Когда мы были маленькими и в доме было полно народу – наш папа, мистер Фишер, еще какие-нибудь гости, – мы с Джереми делили одну кровать, так же как и Стивен с Конрадом. Мама приходила подоткнуть нам одеяла. Мальчики притворялись, что они уже слишком большие для этого, но я уверена, что им это нравилось, так же как и мне. Я чувствовала себя уютно, как в коконе, словно огромное буррито. Я лежала и слушала музыку, доносившуюся снизу, мы с Джереми шепотом рассказывали друг другу страшные истории до тех пор, пока не засыпали. Он всегда засыпал первым. Я пыталась растормошить его, но это никогда не получалось. Это был последний раз, когда я чувствовала себя в полной безопасности. Тогда все было хорошо и спокойно.

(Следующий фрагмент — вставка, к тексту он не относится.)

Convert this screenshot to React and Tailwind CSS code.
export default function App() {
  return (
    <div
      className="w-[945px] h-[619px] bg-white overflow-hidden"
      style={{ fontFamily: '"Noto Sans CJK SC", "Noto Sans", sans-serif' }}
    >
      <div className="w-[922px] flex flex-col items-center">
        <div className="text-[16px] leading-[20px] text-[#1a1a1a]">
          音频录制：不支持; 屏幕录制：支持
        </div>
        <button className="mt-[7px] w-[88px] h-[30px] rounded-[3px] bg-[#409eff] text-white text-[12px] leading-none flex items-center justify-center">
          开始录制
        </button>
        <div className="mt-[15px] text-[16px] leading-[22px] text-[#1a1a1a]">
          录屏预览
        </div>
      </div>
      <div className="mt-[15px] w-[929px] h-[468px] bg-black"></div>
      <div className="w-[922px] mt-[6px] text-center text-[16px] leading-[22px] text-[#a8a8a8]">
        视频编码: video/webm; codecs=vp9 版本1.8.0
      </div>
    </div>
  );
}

В тот день, когда мальчики подрались, я постучалась к Джереми.
– Входи.
Он лежал на кровати, закинув руки за голову и смотрел в потолок. У него были мокрые щеки и глаза. Правый наливался фиолетово-серым и уже начинал опухать. Как только он увидел меня, он вытер слезы.
– Можно к тебе?
Он сел.
– Да, конечно.
Я подошла к нему и села на край кровати, облокотившись на стену.
– Мне жаль, – начала я.
Я репетировала, что скажу ему и как именно скажу, чтобы он понял, насколько мне жаль. Но я расплакалась, и все пошло насмарку.
Он наклонился ко мне и неуклюже сжал мое плечо. Он не смотрел на меня, и от этого было легче.

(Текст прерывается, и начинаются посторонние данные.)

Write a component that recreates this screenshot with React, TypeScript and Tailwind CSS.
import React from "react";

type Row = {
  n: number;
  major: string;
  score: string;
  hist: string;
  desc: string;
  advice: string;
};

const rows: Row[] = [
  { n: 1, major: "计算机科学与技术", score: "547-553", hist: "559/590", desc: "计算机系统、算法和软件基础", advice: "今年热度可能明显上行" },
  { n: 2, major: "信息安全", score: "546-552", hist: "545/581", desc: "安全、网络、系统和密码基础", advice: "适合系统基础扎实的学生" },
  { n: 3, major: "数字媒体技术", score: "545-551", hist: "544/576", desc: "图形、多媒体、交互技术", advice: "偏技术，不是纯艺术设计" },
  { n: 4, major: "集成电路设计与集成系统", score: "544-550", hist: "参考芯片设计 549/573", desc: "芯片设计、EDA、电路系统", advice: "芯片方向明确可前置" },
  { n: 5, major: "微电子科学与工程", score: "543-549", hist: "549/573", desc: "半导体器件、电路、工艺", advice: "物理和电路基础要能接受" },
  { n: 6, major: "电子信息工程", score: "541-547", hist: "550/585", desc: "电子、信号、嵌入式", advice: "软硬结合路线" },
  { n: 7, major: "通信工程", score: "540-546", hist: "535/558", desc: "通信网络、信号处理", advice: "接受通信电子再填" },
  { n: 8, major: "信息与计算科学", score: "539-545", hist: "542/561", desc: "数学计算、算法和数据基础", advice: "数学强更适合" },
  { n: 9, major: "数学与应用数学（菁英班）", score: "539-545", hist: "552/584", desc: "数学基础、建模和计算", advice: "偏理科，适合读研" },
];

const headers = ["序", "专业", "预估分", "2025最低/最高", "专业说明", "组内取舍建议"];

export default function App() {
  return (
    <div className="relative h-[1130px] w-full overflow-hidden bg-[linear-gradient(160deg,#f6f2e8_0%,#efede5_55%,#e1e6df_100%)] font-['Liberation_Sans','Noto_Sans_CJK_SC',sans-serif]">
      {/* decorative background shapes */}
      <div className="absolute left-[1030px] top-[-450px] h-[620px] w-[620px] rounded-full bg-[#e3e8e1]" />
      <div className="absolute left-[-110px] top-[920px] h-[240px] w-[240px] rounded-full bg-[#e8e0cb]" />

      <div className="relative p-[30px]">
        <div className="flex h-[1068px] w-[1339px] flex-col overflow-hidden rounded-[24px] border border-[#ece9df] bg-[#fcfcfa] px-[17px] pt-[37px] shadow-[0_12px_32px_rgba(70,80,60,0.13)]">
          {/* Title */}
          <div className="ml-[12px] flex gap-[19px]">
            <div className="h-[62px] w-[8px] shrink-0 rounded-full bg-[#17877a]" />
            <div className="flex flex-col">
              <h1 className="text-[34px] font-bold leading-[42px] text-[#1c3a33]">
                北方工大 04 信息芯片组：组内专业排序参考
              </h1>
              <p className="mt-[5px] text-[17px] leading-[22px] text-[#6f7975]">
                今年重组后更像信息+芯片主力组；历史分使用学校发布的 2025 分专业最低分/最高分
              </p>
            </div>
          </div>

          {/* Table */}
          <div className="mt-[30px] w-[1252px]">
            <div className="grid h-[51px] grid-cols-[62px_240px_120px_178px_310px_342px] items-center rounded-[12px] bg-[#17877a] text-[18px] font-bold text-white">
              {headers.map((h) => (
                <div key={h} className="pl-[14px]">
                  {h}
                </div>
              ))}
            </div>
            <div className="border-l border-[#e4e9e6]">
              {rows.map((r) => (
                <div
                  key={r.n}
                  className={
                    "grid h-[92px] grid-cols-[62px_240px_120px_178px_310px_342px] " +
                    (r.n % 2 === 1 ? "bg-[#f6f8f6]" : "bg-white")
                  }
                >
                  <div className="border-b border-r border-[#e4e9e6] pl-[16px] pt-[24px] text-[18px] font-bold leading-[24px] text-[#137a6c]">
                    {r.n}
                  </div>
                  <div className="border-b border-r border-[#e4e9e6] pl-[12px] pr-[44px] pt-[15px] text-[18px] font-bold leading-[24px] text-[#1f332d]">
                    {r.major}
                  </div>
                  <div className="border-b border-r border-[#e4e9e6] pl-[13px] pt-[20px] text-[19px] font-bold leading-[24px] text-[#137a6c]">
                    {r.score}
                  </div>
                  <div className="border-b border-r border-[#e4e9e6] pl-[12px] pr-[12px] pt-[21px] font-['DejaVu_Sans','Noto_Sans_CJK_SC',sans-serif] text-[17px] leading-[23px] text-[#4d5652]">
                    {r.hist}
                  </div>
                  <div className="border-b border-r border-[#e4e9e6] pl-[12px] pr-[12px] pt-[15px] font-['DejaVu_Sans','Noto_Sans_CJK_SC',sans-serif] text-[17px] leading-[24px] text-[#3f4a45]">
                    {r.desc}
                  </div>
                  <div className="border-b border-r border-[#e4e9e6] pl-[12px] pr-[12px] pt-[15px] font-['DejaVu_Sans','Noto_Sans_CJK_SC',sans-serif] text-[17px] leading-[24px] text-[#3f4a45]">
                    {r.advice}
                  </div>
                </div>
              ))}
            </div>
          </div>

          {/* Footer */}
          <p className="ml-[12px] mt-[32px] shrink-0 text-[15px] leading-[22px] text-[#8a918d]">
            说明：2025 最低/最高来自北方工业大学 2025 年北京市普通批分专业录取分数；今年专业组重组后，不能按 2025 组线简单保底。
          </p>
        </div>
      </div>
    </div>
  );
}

– Это нечестно, – сказала я и разрыдалась.
– Я все лето думал о том, что оно может стать последним. Ты же знаешь, это ее любимое место. Я хотел, чтобы все было идеально, но Конрад все испортил. Он сдался. Мама беспокоится о нем, а это последнее, что ей сейчас нужно. Помимо отца он самый эгоистичный человек, которого я когда-либо знал.
Я подумала о том, что Джереми тоже страдает, но не сказала об этом, потому что ему это ничем не поможет. Поэтому я просто проговорила:
– Лучше бы я обо всем знала. Если бы я знала, все было бы по-другому.
Джереми покачал головой:
– Она не хотела, чтобы ты знала. Она никому не хотела говорить. Она хотела, чтобы все было как раньше, поэтому мы притворялись. Ради нее. Но я хотел тебе рассказать. Тогда, наверное, было бы легче.
Он потер глаза воротником футболки. Я видела, как он сдерживался, старался быть сильным.
Я наклонилась и обняла его, он задрожал, казалось, что-то в нем сломалось. Он заплакал, сильно, но тихо. Мы вместе плакали, наши плечи дрожали от того груза, что на нас свалился. Мы проплакали довольно долго. Когда слезы кончились, он отстранился от меня и вытер нос.